No 3: Royalty / Flat Fee License
There are two ways that companies work here. When thinking about licensing, I used to automatically assume that payment will be on a royalty basis (you receive a fixed percentage of the price each unit is sold for), but actually flat fee licenses are common too.
If you are receiving a royalty based on sales, then the percentage can vary greatly depending on the product type, the territory and sometimes on projected sales volume. For example, you could perhaps expect a lower royalty rate if licensing art for a product such as a gift wrap in the USA. It would not be out of the question to receive as little as a 2% royalty for this product in the states, in comparison with say 7% in the UK. Due to the potential sales volume in that territory, however, you may end up with a similar amount of cash at the end.
Royalties are typically paid at the end of each calendar quarter. Expect to receive a sales statement to invoice for, which will then be paid within an amount of time as set out in your contract.
Be clear on if you are getting a royalty % of the wholesale price or the retail price. If the company sells on a wholesale basis then you will be getting a percentage of that price and not the end retail price. If they only do retail, you will get a percentage of the retail price. A 5% royalty on 1000 units at a wholesale cost of £1 is a very different sum of money to a 5% royalty on a retail price of £2.50. You need to know your numbers and be clear on the facts.
If working with a company overseas then fluctuating exchange rates could affect the profitability of the deal.

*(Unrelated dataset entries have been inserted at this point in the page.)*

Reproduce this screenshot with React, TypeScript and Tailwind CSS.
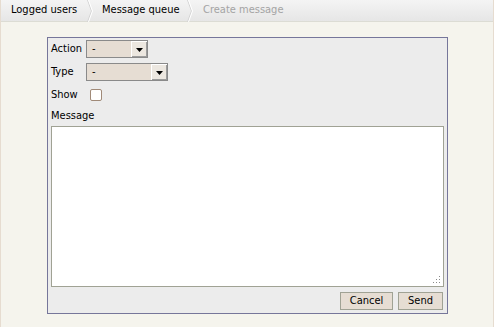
function Chevron() {
  return (
    <svg width="6" height="22" viewBox="0 0 6 22" className="shrink-0">
      <path d="M0.5 0 L4.5 11 L0.5 22" fill="none" stroke="#d4d4d4" strokeWidth="1" />
      <path d="M1.5 0 L5.5 11 L1.5 22" fill="none" stroke="#ffffff" strokeWidth="1" />
    </svg>
  );
}

function Select({ width }: { width: string }) {
  return (
    <div className={`flex h-[18px] ${width} items-stretch border border-[#8a8a8a] bg-[#e6ddd3]`}>
      <span className="flex-1 pl-[5px] leading-[16px]">-</span>
      <span className="flex w-[16px] items-center justify-center border-l border-t border-l-white border-t-white bg-[#ece7e0] shadow-[inset_-1px_-1px_0_#9c9c9c]">
        <svg width="7" height="4" viewBox="0 0 7 4">
          <path d="M0 0 H7 L3.5 4 Z" fill="#000" />
        </svg>
      </span>
    </div>
  );
}

export default function App() {
  return (
    <div
      className="h-[327px] w-[494px] border-x border-[#e6dcd0] bg-[#f5f4ed] text-[11px] text-black"
      style={{ fontFamily: "'DejaVu Sans Condensed', 'DejaVu Sans', Verdana, sans-serif", fontStretch: "condensed" }}
    >
      {/* Breadcrumb */}
      <div className="flex h-[22px] items-center whitespace-nowrap border-b border-[#dcdcd4] bg-gradient-to-b from-[#f4f4f4] to-[#e6e6e6]">
        <span className="w-[86px] shrink-0 pl-[10px]">Logged users</span>
        <Chevron />
        <span className="w-[94px] shrink-0 pl-[9px]">Message queue</span>
        <Chevron />
        <span className="pl-[10px] text-[#a4a4a4]">Create message</span>
      </div>

      {/* Form panel */}
      <div className="ml-[46px] mt-[15px] w-[401px] border border-[#76769a] bg-[#ececec] px-[3px] pt-[2px] pb-[3px]">
        <div className="flex items-center gap-[2px]">
          <span className="w-[33px]">Action</span>
          <Select width="w-[62px]" />
        </div>
        <div className="mt-[5px] flex items-center gap-[2px]">
          <span className="w-[33px]">Type</span>
          <Select width="w-[82px]" />
        </div>
        <div className="mt-[6px] flex items-center">
          <span className="w-[39px]">Show</span>
          <span className="h-[12px] w-[12px] rounded-[2px] border border-[#a08a78] bg-white" />
        </div>
        <div className="mt-[4px]">Message</div>
        <div className="relative mt-[2px] h-[161px] w-[393px] border border-[#a0a294] bg-white">
          <svg width="9" height="9" viewBox="0 0 9 9" className="absolute bottom-[2px] right-[2px]">
            <g fill="#8a8a8a">
              <rect x="7" y="1" width="1" height="1" />
              <rect x="4" y="4" width="1" height="1" />
              <rect x="7" y="4" width="1" height="1" />
              <rect x="1" y="7" width="1" height="1" />
              <rect x="4" y="7" width="1" height="1" />
              <rect x="7" y="7" width="1" height="1" />
            </g>
          </svg>
        </div>
        <div className="mt-[5px] flex justify-end gap-[5px] pr-[1px]">
          <button className="h-[18px] w-[53px] border border-[#a0a294] bg-[#e6ddd3] leading-[16px]">Cancel</button>
          <button className="h-[18px] w-[45px] border border-[#a0a294] bg-[#e6ddd3] leading-[16px]">Send</button>
        </div>
      </div>
    </div>
  );
}
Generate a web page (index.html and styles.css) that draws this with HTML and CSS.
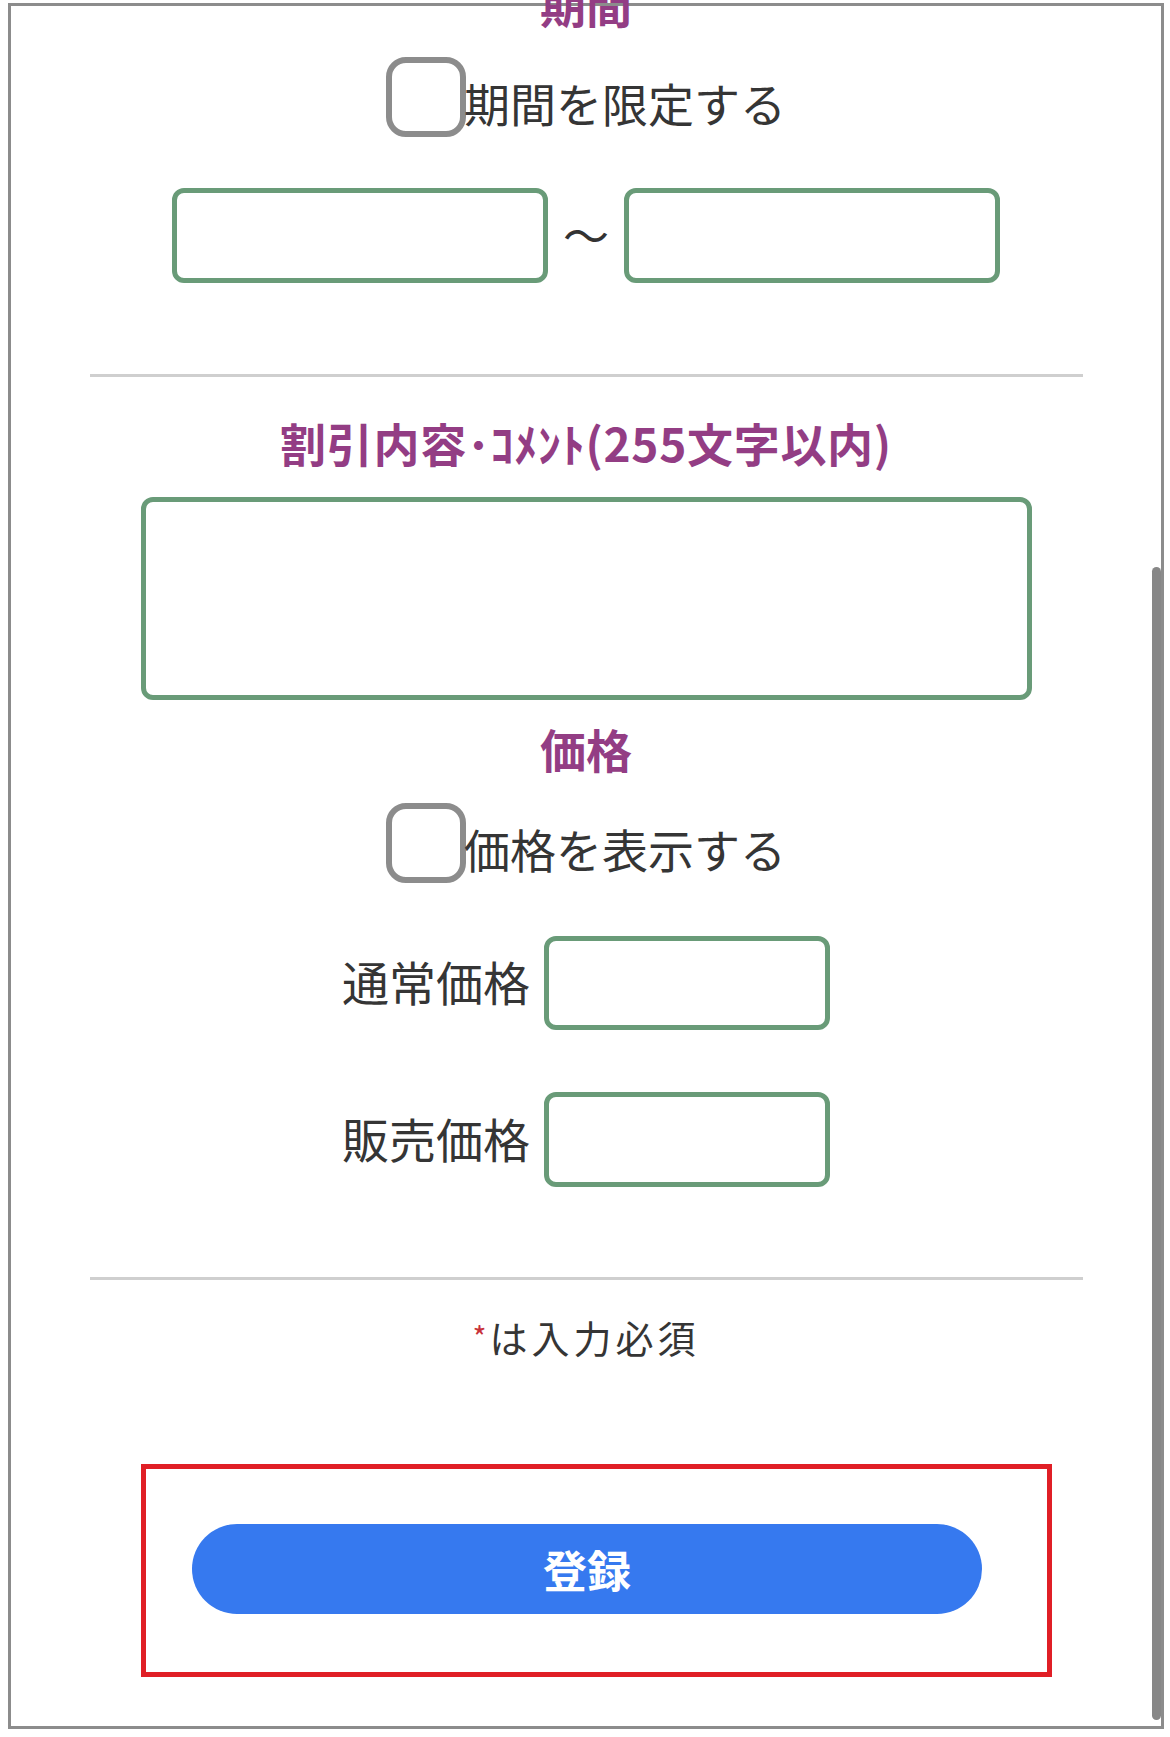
FILE: index.html
```html
<!DOCTYPE html>
<html lang="ja">
<head>
<meta charset="utf-8">
<title>割引登録</title>
<link rel="stylesheet" href="styles.css">
</head>
<body>
<div class="frame">
  <h2 class="title title-top">期間</h2>
  <label class="check-row check-row-1">
    <input type="checkbox" class="check">
    <span class="check-label">期間を限定する</span>
  </label>
  <div class="date-row">
    <input type="text" class="field date-field">
    <span class="tilde">〜</span>
    <input type="text" class="field date-field">
  </div>
  <div class="divider divider-1"></div>

  <h2 class="title title-comment">割引内容･ｺﾒﾝﾄ(255文字以内)</h2>
  <textarea class="field comment-field"></textarea>

  <h2 class="title title-price">価格</h2>
  <label class="check-row check-row-2">
    <input type="checkbox" class="check">
    <span class="check-label">価格を表示する</span>
  </label>
  <div class="price-row price-row-1">
    <span class="price-label">通常価格</span>
    <input type="text" class="field price-field">
  </div>
  <div class="price-row price-row-2">
    <span class="price-label">販売価格</span>
    <input type="text" class="field price-field">
  </div>
  <div class="divider divider-2"></div>

  <p class="required"><span class="asterisk">*</span>は入力必須</p>

  <div class="highlight">
    <button type="button" class="submit">登録</button>
  </div>

  <div class="scrollbar"></div>
</div>
</body>
</html>
```
FILE: styles.css
```css
html, body {
  margin: 0;
  padding: 0;
  background: #ffffff;
}

body {
  font-family: "Noto Sans CJK JP", "Noto Sans", sans-serif;
  color: #353535;
}

.frame {
  position: relative;
  box-sizing: border-box;
  width: 1156px;
  height: 1726px;
  margin: 3px 0 0 8px;
  border: 3px solid #8c8c8c;
  background: transparent;
}

.title {
  margin: 0;
  text-align: center;
  font-size: 46px;
  line-height: 56px;
  font-weight: 700;
  color: #933d84;
  position: relative;
}

.title-top {
  margin-top: -31px;
}

.title-comment {
  margin-top: 37px;
  letter-spacing: 0.7px;
}

.check-row {
  display: flex;
  justify-content: center;
  align-items: flex-start;
}

.check-row-1 {
  margin-top: 26px;
}

.check-row-2 {
  margin-top: 27px;
}

.check {
  appearance: none;
  -webkit-appearance: none;
  box-sizing: border-box;
  width: 80px;
  height: 80px;
  margin: 0;
  border: 6px solid #8c8c8c;
  border-radius: 20px;
  background: #ffffff;
  flex: none;
}

.check-label {
  font-size: 46px;
  line-height: 56px;
  padding-top: 17px;
  color: #353535;
  margin-left: -2px;
}

.date-row {
  margin-top: 51px;
  display: flex;
  justify-content: center;
  align-items: center;
}

.field {
  box-sizing: border-box;
  margin: 0;
  border: 5px solid #699b78;
  border-radius: 12px;
  background: #ffffff;
  font-family: inherit;
  font-size: 40px;
  padding: 0 14px;
  outline: none;
}

.date-field {
  width: 376px;
  height: 95px;
}

.tilde {
  font-size: 46px;
  line-height: 56px;
  margin: -6px 15px 0;
  color: #333333;
}

.divider {
  width: 993px;
  height: 3px;
  background: #cfcfcf;
  margin-left: auto;
  margin-right: auto;
}

.divider-1 {
  margin-top: 91px;
}

.comment-field {
  display: block;
  width: 891px;
  height: 203px;
  margin: 27px auto 0;
  resize: none;
}

.title-price {
  margin-top: 20px;
}

.price-row {
  display: flex;
  justify-content: center;
  align-items: center;
  gap: 14px;
}

.price-row-1 {
  margin-top: 53px;
}

.price-row-2 {
  margin-top: 62px;
}

.price-label {
  font-size: 47px;
  line-height: 56px;
  color: #353535;
  margin-top: -4px;
}

.price-field {
  width: 286px;
  height: 94px;
}

.price-row-2 .price-field {
  height: 95px;
}

.divider-2 {
  margin-top: 90px;
}

.required {
  margin: 32px 0 0;
  text-align: center;
  font-size: 38px;
  line-height: 48px;
  letter-spacing: 4px;
  color: #353535;
}

.asterisk {
  color: #c8323a;
  font-size: 30px;
  letter-spacing: 0;
  margin-right: 3px;
  vertical-align: 4px;
}

.highlight {
  box-sizing: border-box;
  width: 911px;
  margin: 103px 0 0 130px;
  padding: 55px 0 58px 46px;
  border: 5px solid #e01f26;
}

.submit {
  display: block;
  width: 790px;
  height: 90px;
  margin: 0;
  padding: 0;
  border: none;
  border-radius: 45px;
  background: #3679ef;
  color: #ffffff;
  font-family: inherit;
  font-size: 44px;
  font-weight: 700;
  line-height: 90px;
}

.scrollbar {
  position: absolute;
  left: 1141px;
  top: 561px;
  width: 9px;
  height: 1153px;
  border-radius: 5px;
  background: #878787;
}
```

The second way of getting paid is by way of a ‘flat fee license’. This means that you agree on a single one-off price for the customer to use your art, which you will receive upfront, regardless of sales. Some large companies will only work in this way due to the impracticality of tracking specific sales volume. All of the other points to consider remain in place and copyright will still be yours, it’s just an alternative way of getting paid. This method of payment could be preferable as it means you will get money quicker and help with cash flow. Your customer will usually have a preference and expect you to agree to that, rather than give you the choice.
No 4. Which Products?
You need to be really clear on which products the company wants exclusivity for.

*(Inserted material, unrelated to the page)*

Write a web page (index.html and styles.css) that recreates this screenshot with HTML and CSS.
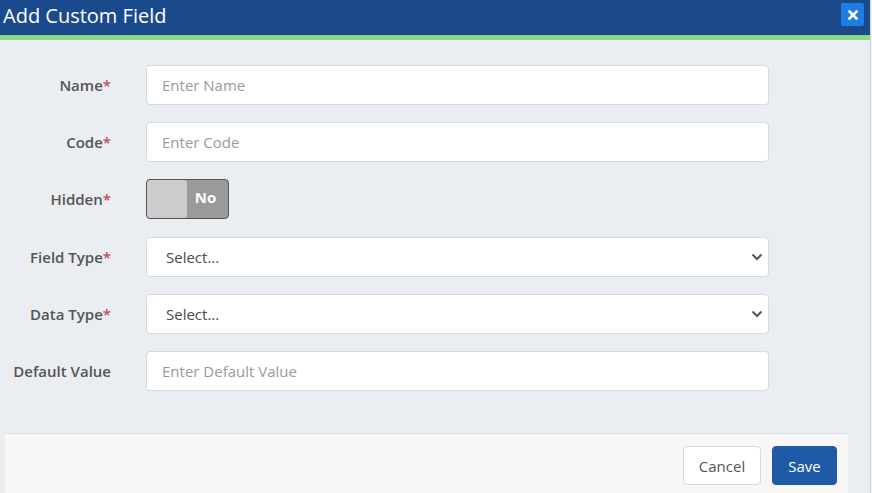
FILE: index.html
```html
<!DOCTYPE html>
<html>
<head>
<meta charset="utf-8">
<link rel="stylesheet" href="styles.css">
</head>
<body>
<div class="modal">
  <div class="header">
    <div class="title">Add Custom Field</div>
    <button class="close" type="button">
      <svg width="12" height="12" viewBox="0 0 12 12"><path d="M2.5 2.5 L9.5 9.5 M9.5 2.5 L2.5 9.5" stroke="#fff" stroke-width="2.6" stroke-linecap="square"/></svg>
    </button>
  </div>
  <div class="body">
    <form class="form">
      <label class="label">Name<span class="req">*</span></label>
      <input class="control" placeholder="Enter Name">
      <label class="label">Code<span class="req">*</span></label>
      <input class="control" placeholder="Enter Code">
      <label class="label">Hidden<span class="req">*</span></label>
      <div class="toggle-row">
        <div class="toggle"><span class="knob"></span><span class="state">No</span></div>
      </div>
      <label class="label">Field Type<span class="req">*</span></label>
      <div class="select"><span>Select...</span>
        <svg width="12" height="8" viewBox="0 0 12 8"><path d="M1.5 1.5 L6 6 L10.5 1.5" fill="none" stroke="#555" stroke-width="2"/></svg>
      </div>
      <label class="label">Data Type<span class="req">*</span></label>
      <div class="select"><span>Select...</span>
        <svg width="12" height="8" viewBox="0 0 12 8"><path d="M1.5 1.5 L6 6 L10.5 1.5" fill="none" stroke="#555" stroke-width="2"/></svg>
      </div>
      <label class="label">Default Value</label>
      <input class="control" placeholder="Enter Default Value">
    </form>
    <div class="footer">
      <button class="btn btn-cancel" type="button">Cancel</button>
      <button class="btn btn-save" type="button">Save</button>
    </div>
  </div>
</div>
</body>
</html>
```

FILE: styles.css
```css
* { box-sizing: border-box; }
html, body { margin: 0; padding: 0; }
body {
  width: 872px;
  height: 493px;
  overflow: hidden;
  background: #f4f5f7;
  font-family: "Open Sans", "Noto Sans", sans-serif;
}
.modal {
  width: 871px;
  height: 493px;
  border-right: 1px solid #cfd3d9;
  background: #eaedf2;
  display: flex;
  flex-direction: column;
}
.header {
  height: 40px;
  background: #1b4a8c;
  border-bottom: 5px solid #84d984;
  display: flex;
  align-items: center;
  justify-content: space-between;
  padding: 0 6px 0 3px;
  flex: none;
}
.title {
  color: #fff;
  font-size: 20px;
  line-height: 26px;
  margin-top: -3px;
}
.close {
  width: 23px;
  height: 23px;
  border: 0;
  border-radius: 2px;
  background: #1e7ce3;
  display: flex;
  align-items: center;
  justify-content: center;
  padding: 0;
  margin-top: -6px;
}
.body {
  flex: 1;
  display: flex;
  flex-direction: column;
}
.form {
  display: grid;
  grid-template-columns: 111px 623px;
  column-gap: 35px;
  row-gap: 17.2px;
  grid-auto-rows: 40px;
  padding-top: 25px;
  margin: 0;
  height: 393px;
  align-content: start;
}
.label {
  text-align: right;
  align-self: center;
  font-size: 15px;
  font-weight: 600;
  color: #555;
}
.req { color: #c0504d; }
.control {
  width: 623px;
  height: 40px;
  border: 1px solid #d6d9de;
  border-radius: 4px;
  background: #fff;
  padding: 0 15px;
  font-family: inherit;
  font-size: 15px;
  color: #444;
  outline: none;
}
.control::placeholder { color: #9a9a9a; }
.toggle-row { display: flex; align-items: center; }
.toggle {
  width: 83px;
  height: 40px;
  border: 1px solid #555;
  border-radius: 4px;
  background: #9a9a9a;
  display: flex;
  overflow: hidden;
}
.knob {
  width: 40px;
  height: 100%;
  background: #cccccc;
  border-radius: 3px;
}
.state {
  flex: 1;
  display: flex;
  align-items: center;
  justify-content: center;
  color: #fff;
  font-weight: 700;
  font-size: 15px;
  padding-right: 4px;
  padding-bottom: 4px;
}
.select {
  width: 623px;
  height: 40px;
  border: 1px solid #d6d9de;
  border-radius: 4px;
  background: #fff;
  display: flex;
  align-items: center;
  justify-content: space-between;
  padding: 0 5px 0 19px;
  font-size: 15px;
  color: #4a4a4a;
}
.footer {
  margin-left: 5px;
  width: 843px;
  flex: 1;
  background: #f7f7f7;
  border-top: 1px solid #dcdfe3;
  display: flex;
  justify-content: flex-end;
  align-items: flex-start;
  gap: 11px;
  padding: 12px 11px 0 0;
}
.btn {
  height: 39px;
  border-radius: 4px;
  font-family: inherit;
  font-size: 15px;
  padding: 0;
}
.btn-cancel {
  width: 78px;
  background: #fff;
  border: 1px solid #d6d9de;
  color: #555;
}
.btn-save {
  width: 65px;
  background: #1f5aa6;
  border: 1px solid #1f5aa6;
  color: #fff;
}
```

Sometimes, they may want exclusivity for more products than they are actually manufacturing. I had a company wanting exclusivity for my art on rubber stamps, as well as the products they were manufacturing, even though my art wasn’t actually going on to rubber stamps. This can be because they are thinking of adding that product in at a later date or because they are trying to cover most products in their category so you don’t license the work to another competitor. If you’re not happy with this you can negotiate. The client will give you their offering and if you think you want a higher percentage or to have a territory they aren’t selling in taken out of the contract it’s your chance to negotiate that with them before you sign, however, don’t expect them to budge too much from their initial offer.
I find it useful to print out a copy of each design within my portfolio just on an A4 sheet and keep in a folder. Each time the artwork is licensed for a product I just write a note on the sheet so I can see at a glance what it is currently being used for, should I get an enquiry from a new customer. I give each design a number which is usually the year it was created followed by the number of that design for the year. For example: 1801, 1802 etc. It allows all parties involved to be clear on which designs are being discussed.
So now that you know a little more about what licensing entails, how can you go about getting a deal? You need to get your work out there! I love Instagram, and this is a place where a lot of art directors go to look for new artists to work with, as is Pinterest. You could also do a licensing show. Shows obviously require financial investment and take time to prepare for, but it can be a great way of getting feedback on your work and having important face-to-face conversations with buyers and art directors from around the world. I have popped a list of some shows below.
USA – New York
Print Source: January and August
Blue Print: May – some studios do Blue Print and Surtex even though they run simultaneously so they must bring in slightly different customers. It would be costly to visit these shows prior to exhibiting so do plenty of research and try to find out which show may be best for you.
UK – London
Brand Licensing Europe (BLE) – my personal opinion of the show from what I have seen online is it is more corporate, with lots of big brand licensing going on such as for Disney etc, although they do have an artists quarter.
There will be other shows too, but these are the ones that have been on my radar for a number of years now.
This was mine and my friend’s booth at Surtex in May 2017 – art licensing shows are full of colour and innovative trend-setting artwork, and there was a real buzz for the duration of the event.
Another way of getting a licensing deal could be to approach an agency to get licensing deals on your behalf. The agent can take anywhere up to 50% in commission, but they will already have access to a wide range of industry contacts. Leaving the admin to them will free up your time to create more art, which will, with any luck, lead to even my jobs!
Hopefully, this has given you some food for thought about the world of art licensing. Remember that licensing agreements, like any other contract is legally binding. If in doubt, it is a good idea to have contracts read through by a professional.